Coal boom triggers Mozambique’s biggest port to triple capacity

Capacity at the company’s wholly-owned terminal at the Maputo port, the country’s biggest, will grow to 4.5 million tons annually by the end of June from 1.5 million tons.
Image: Waldo Swiegers/Bloomberg

Grindrod Ltd., the Johannesburg-listed logistics operator, plans to triple capacity at its drybulk port terminals in Mozambique to cater for growing demand for coal exports from neighbouring South Africa, the company said Monday.

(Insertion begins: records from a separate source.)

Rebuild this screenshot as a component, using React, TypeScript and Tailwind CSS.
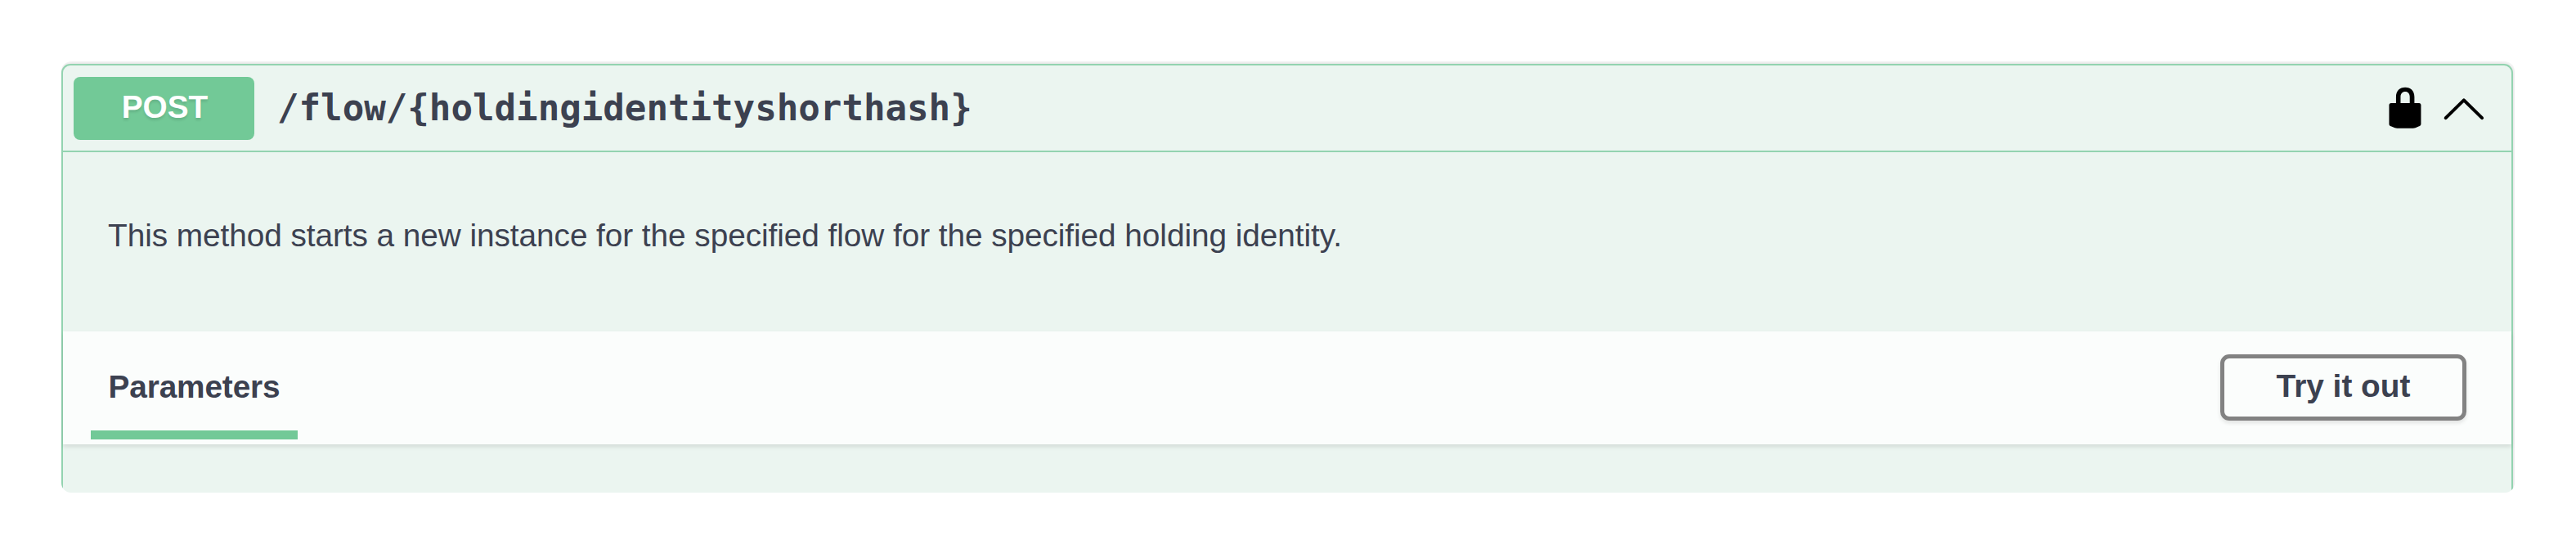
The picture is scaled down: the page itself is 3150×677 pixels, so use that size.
function LockIcon() {
  return (
    <svg viewBox="0 0 20 20" className="size-[55.5px] shrink-0 fill-black">
      <path
        fillRule="evenodd"
        d="M16.3 7.9H14.2V5.2C14.2 2.5 12.6 1 10.15 1S6.1 2.5 6.1 5.2V7.9H3.9c-.5 0-.85.35-.85.85V17.2c0 .4.3.75.8.95l1.3.5C5.7 18.9 6.4 19 7.1 19h6c.7 0 1.4-.1 1.95-.35l1.2-.5c.5-.2.85-.55.85-.95V8.75c0-.5-.3-.85-.8-.85zM12.15 7.9H8.1V5.2C8.1 3.7 8.9 2.85 10.15 2.85s2 .85 2 2.35z"
      />
    </svg>
  );
}

function ArrowIcon() {
  return (
    <svg viewBox="0 0 20 20" className="size-[55.5px] shrink-0">
      <path
        d="M2.05 14.45 10.05 6.6l8 7.85"
        fill="none"
        stroke="black"
        strokeWidth="1.45"
        strokeLinecap="round"
        strokeLinejoin="round"
      />
    </svg>
  );
}

function Summary() {
  return (
    <div className="flex h-[106px] items-center border-b-2 border-[#93d3b0] pr-[30.5px] pl-[13px]">
      <span className="flex h-[77px] w-[221px] items-center justify-center rounded-[8px] bg-[#72c997] pb-px pl-[2px] text-[38.8px] font-bold text-white [text-shadow:0_3px_3px_rgba(0,0,0,0.1)]">
        POST
      </span>
      <span className="ml-[28px] font-['DejaVu_Sans_Mono',monospace] text-[44.2px] leading-[56px] font-bold tracking-[-0.05px] whitespace-nowrap">
        /flow/&#123;holdingidentityshorthash&#125;
      </span>
      <div className="ml-auto flex gap-[16.5px]">
        <LockIcon />
        <ArrowIcon />
      </div>
    </div>
  );
}

function ParametersHeader() {
  return (
    <div className="flex h-[138px] items-center justify-between bg-[#fbfdfc] pr-[55px] pl-[34px] shadow-[0_3px_5px_rgba(0,0,0,0.1)]">
      <div className="flex h-full w-[253px] flex-col pb-[6px]">
        <h4 className="flex flex-1 items-center justify-center pt-[15px] text-[38.8px] leading-[44px] font-bold tracking-[-0.15px]">
          Parameters
        </h4>
        <div className="h-[11px] bg-[#72c997]" />
      </div>
      <button className="mb-px flex h-[81px] w-[301px] items-center justify-center rounded-[11px] border-[5px] border-[#828282] pb-[3px] text-[38.8px] font-bold shadow-[0_3px_5px_rgba(0,0,0,0.1)]">
        Try it out
      </button>
    </div>
  );
}

export default function App() {
  return (
    <main className="h-[677px] w-[3150px] bg-white px-[75px] pt-[75px] font-['Liberation_Sans',Arial,sans-serif] text-[#3c4150]">
      <div className="h-[526.5px] overflow-hidden rounded-[12px] pt-[3px] pr-[2px]">
        <section className="h-[560px] rounded-[11px] border-2 border-[#93d3b0] bg-[#ebf5f0] shadow-[0_0_8px_rgba(0,0,0,0.19)]">
          <Summary />
          <p className="flex h-[219px] items-start pt-[80px] pl-[55px] text-[38.8px] leading-[44px] tracking-[-0.07px] whitespace-nowrap">
            This method starts a new instance for the specified flow for the specified holding identity.
          </p>
          <ParametersHeader />
        </section>
      </div>
    </main>
  );
}
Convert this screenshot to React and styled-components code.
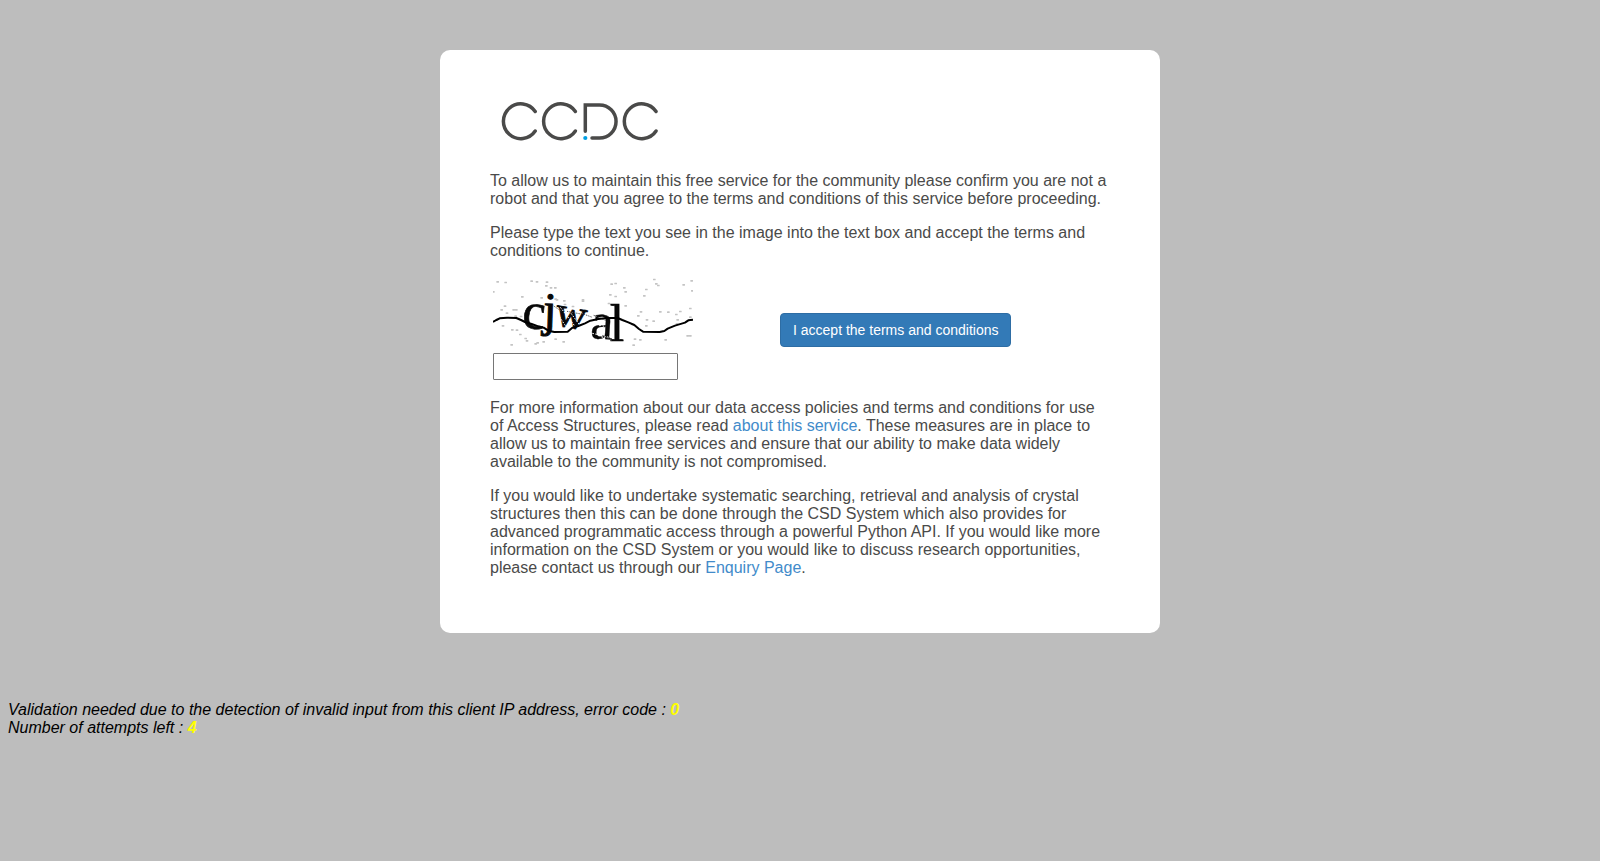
import React from "react";
import styled, { createGlobalStyle } from "styled-components";

const GlobalStyle = createGlobalStyle`
  body {
    margin: 0;
    background: #bdbdbd;
    color: #000;
    font: 16px/18px "Liberation Sans", Arial, sans-serif;
  }
`;

const Card = styled.main`
  box-sizing: border-box;
  width: 45%;
  min-width: 720px;
  margin: 50px auto 0;
  padding: 50px 50px 40px;
  border-radius: 10px;
  background: #fff;
  color: #4a4a49;
`;

const Logo = styled.svg`
  display: block;
  width: 180px;
  height: 56px;
`;

const Paragraph = styled.p`
  margin: 16px 0;
`;

const Link = styled.a`
  color: #428bca;
  text-decoration: none;
`;

const Challenge = styled.form`
  display: grid;
  grid-template-columns: 287px auto;
  align-items: center;
  justify-content: start;
  padding: 1px 3px;
`;

const Answer = styled.div`
  display: flex;
  flex-direction: column;
  align-items: flex-start;
  gap: 6px;
  padding-bottom: 2px;
`;

const Picture = styled.svg`
  display: block;
  width: 200px;
  height: 70px;
`;

const TextBox = styled.input`
  box-sizing: border-box;
  width: 185px;
  height: 27px;
  margin: 0;
  padding: 2px 4px;
  border: 1px solid #767676;
  border-radius: 1px;
  background: #fff;
  font: inherit;
`;

const AcceptButton = styled.button`
  padding: 6px 12px;
  border: 1px solid #2e6da4;
  border-radius: 4px;
  background: #337ab7;
  color: #fff;
  font: 14px/20px "Liberation Sans", Arial, sans-serif;
  white-space: nowrap;
  cursor: pointer;
`;

const Status = styled.footer`
  margin: 68px 8px 0;
  font-style: italic;
`;

const Line = styled.div``;

const Value = styled.b`
  color: #ff0;
`;

const specks = [
  [38, 36], [62, 38], [140, 34], [156, 36], [186, 37], [184, 48], [198, 54], [211, 54],
  [112, 81], [170, 84], [216, 90], [238, 93], [240, 104], [212, 88], [380, 43], [392, 41],
  [418, 54], [422, 66], [376, 75], [392, 80], [372, 101], [422, 108], [508, 29], [514, 42],
  [520, 47], [484, 59], [478, 78], [596, 45], [620, 33], [622, 63], [25, 66], [50, 120],
  [60, 109], [66, 130], [86, 120], [94, 120], [92, 139], [108, 140], [122, 136], [54, 168],
  [34, 150], [82, 180], [96, 181], [106, 194], [80, 225], [122, 206], [126, 213], [152, 222],
  [158, 219], [176, 216], [212, 208], [236, 216], [218, 108], [264, 110], [300, 120],
  [468, 126], [460, 138], [486, 150], [506, 154], [526, 126], [550, 127], [586, 125],
  [574, 134], [578, 150], [576, 162], [484, 168], [442, 164], [466, 210], [542, 210],
  [446, 226], [450, 208], [608, 198], [616, 198], [616, 116], [616, 142], [294, 90], [294, 94],
];

const letters = [
  { ch: "c", x: 109, y: 172, size: 154, turn: 6, edge: 2 },
  { ch: "j", x: 173, y: 167, size: 144, turn: 2, edge: 3 },
  { ch: "w", x: 207, y: 164, size: 128, turn: 10, edge: 3 },
  { ch: "a", x: 314, y: 204, size: 154, turn: 4, edge: 1 },
  { ch: "l", x: 374, y: 214, size: 156, turn: 0, edge: 2 },
];

export default function App() {
  return (
    <>
      <GlobalStyle />
      <Card>
        <Logo viewBox="0 0 180 56" role="img" aria-label="CCDC">
          <g fill="none" stroke="#4a4a49" strokeWidth="3.5" strokeLinecap="round">
            <path d="M45.2 11.5A17.4 17.4 0 1 0 45.2 31" />
            <path d="M85.4 11.5A17.4 17.4 0 1 0 85.4 31" />
            <path d="M95.3 31.2V5H109.5A16.5 16.5 0 0 1 109.5 38.1H102" />
            <path d="M166.1 11.5A17.4 17.4 0 1 0 166.1 31" />
          </g>
          <circle cx="95.3" cy="38" r="2.1" fill="#009fe3" />
        </Logo>
        <Paragraph>
          To allow us to maintain this free service for the community please confirm you are not a
          robot and that you agree to the terms and conditions of this service before proceeding.
        </Paragraph>
        <Paragraph>
          Please type the text you see in the image into the text box and accept the terms and
          conditions to continue.
        </Paragraph>
        <Challenge onSubmit={(e) => e.preventDefault()}>
          <Answer>
            <Picture viewBox="24 21 600 210" role="img" aria-label="Verification image">
              <g fill="#c4c4c4">
                {specks.map(([x, y], i) => (
                  <rect key={i} x={x - 4} y={y - 3} width="8" height="5" rx="1" />
                ))}
              </g>
              <g fontFamily="Liberation Serif, serif" fill="#080808" stroke="#080808">
                {letters.map((l) => (
                  <text
                    key={l.ch}
                    x={l.x}
                    y={l.y}
                    fontSize={l.size}
                    strokeWidth={l.edge}
                    transform={`rotate(${l.turn} ${l.x} ${l.y})`}
                  >
                    {l.ch}
                  </text>
                ))}
              </g>
              <path
                fill="none"
                stroke="#fff"
                strokeWidth="3"
                strokeDasharray="5 4"
                d="M208 118L246 174M226 112L268 166M258 130L288 170M318 158L362 170M322 190L380 204M340 146L352 204"
              />
              <path
                fill="none"
                stroke="#555"
                strokeWidth="3"
                strokeDasharray="4 3"
                d="M206 108L230 124M246 124L288 132M290 130L322 142M326 136L364 152M352 196L382 212"
              />
              <path
                fill="none"
                stroke="#000"
                strokeWidth="6"
                strokeLinejoin="round"
                d="M24 156L34 150L44 145L66 143L94 144L108 150L120 156L140 162L160 169L176 173L190 182L208 186L248 185L262 173L280 168L300 160L316 152L340 147L366 144L398 144L412 150L430 157L448 165L462 177L474 185L524 186L538 183L548 176L570 167L600 158L610 151L624 149"
              />
            </Picture>
            <TextBox type="text" aria-label="Text in the image" />
          </Answer>
          <AcceptButton type="submit">I accept the terms and conditions</AcceptButton>
        </Challenge>
        <Paragraph>
          For more information about our data access policies and terms and conditions for use of
          Access Structures, please read <Link href="#about">about this service</Link>. These
          measures are in place to allow us to maintain free services and ensure that our ability to
          make data widely available to the community is not compromised.
        </Paragraph>
        <Paragraph>
          If you would like to undertake systematic searching, retrieval and analysis of crystal
          structures then this can be done through the CSD System which also provides for advanced
          programmatic access through a powerful Python API. If you would like more information on
          the CSD System or you would like to discuss research opportunities, please contact us
          through our <Link href="#enquiry">Enquiry Page</Link>.
        </Paragraph>
      </Card>
      <Status>
        <Line>
          Validation needed due to the detection of invalid input from this client IP address, error
          code : <Value>0</Value>
        </Line>
        <Line>
          Number of attempts left : <Value>4</Value>
        </Line>
      </Status>
    </>
  );
}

Capacity at the company’s wholly-owned terminal at the Maputo port, the country’s biggest, will grow to 4.5 million tons annually by the end of June from 1.5 million tons. While that at its 65%-held Matola coal terminal will increase to 12 million tons yearly from the current 7.3 million tons “in the short to medium term,” Grindrod said in a statement on its website.

The company’s decision comes as demand for coal has surged with economies bouncing back from Covid-19, and South African mining companies are searching for alternatives to export their goods due to snarl-ups at the nation’s own ports and railways, potentially costing billions of dollars in lost revenue.

Still, Mozambique is not without its challenges. Trucks crossing the South African border to Mozambique at times can wait up to three days in queues of more than 15 kilometers (about 9 miles) long.

“Critical to both projects is unlocking road and rail bottlenecks along the corridor,” Grindrod said.